Bayesian optimization analysis of containment venting operation in a BWR severe accident

BWRのシビアアクシデント時における格納容器ベント操作に対するベイズ的最適化解析

Zheng, X. ; 石川 淳 ; 杉山 智之 ; 丸山 結 

Zheng, X.; Ishikawa, Jun; Sugiyama, Tomoyuki; Maruyama, Yu

Containment venting is one of essential measures to protect the integrity of the final barrier of a nuclear reactor, by which the uncontrollable release of fission products can be avoided. The authors seek to develop an optimization approach to the planning of containment-venting operations by using THALES2/KICHE. Factors that control the activation of the venting system, for example, containment pressure, amount of fission products within the containment and pH value in the suppression chamber water pool, will affect radiological consequences.
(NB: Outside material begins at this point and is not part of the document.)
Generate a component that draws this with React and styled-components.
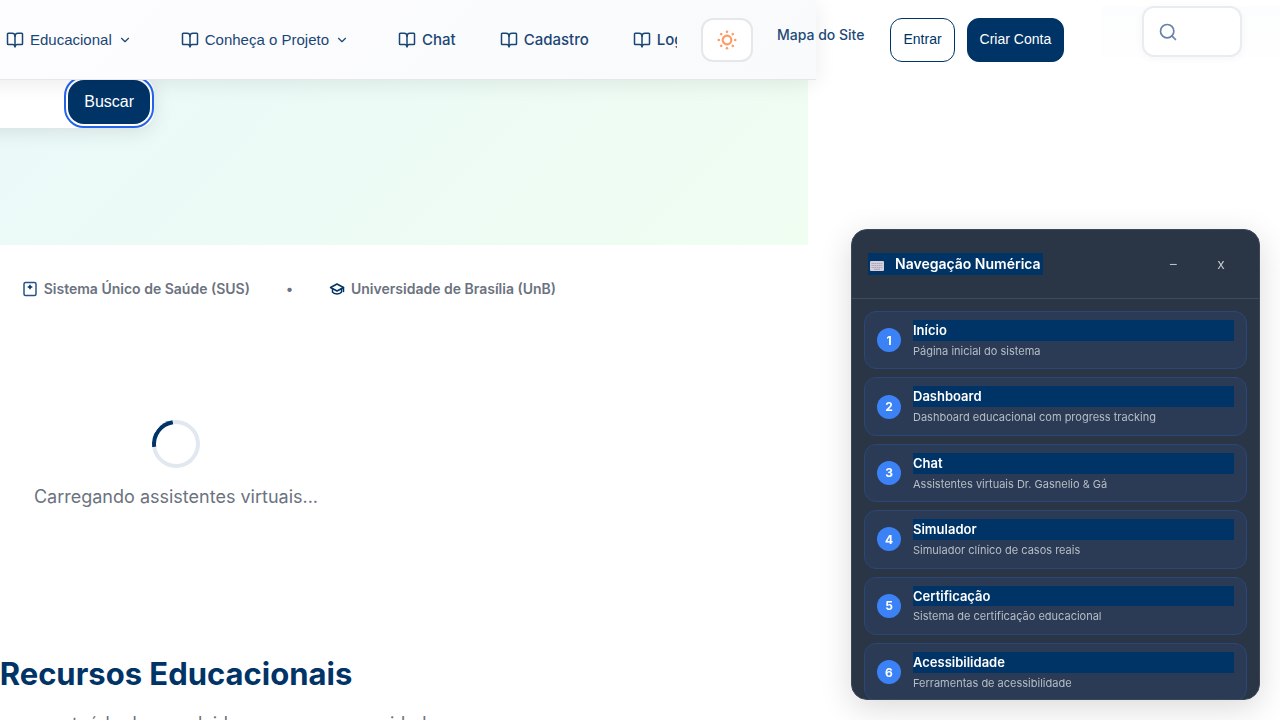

The effectiveness of containment venting strategies needs to be confirmed through numerical simulations. The number of iterations, however, needs to be controlled for cumbersome computational burden of severe accident codes. Bayesian optimization is a computationally efficient global optimization approach to find desired solutions. With the use of Gaussian process regression, a surrogate model of the "black-box" code is constructed. According to the predictions through the surrogate model, the upcoming location of the most probable optimum can be revealed. The number of code queries is largely reduced for the optimum finding, compared with simpler methods such as pure random search. The research demonstrates the applicability of the Bayesian optimization approach to the design and establishment of containment-venting strategies under BWR severe accident conditions.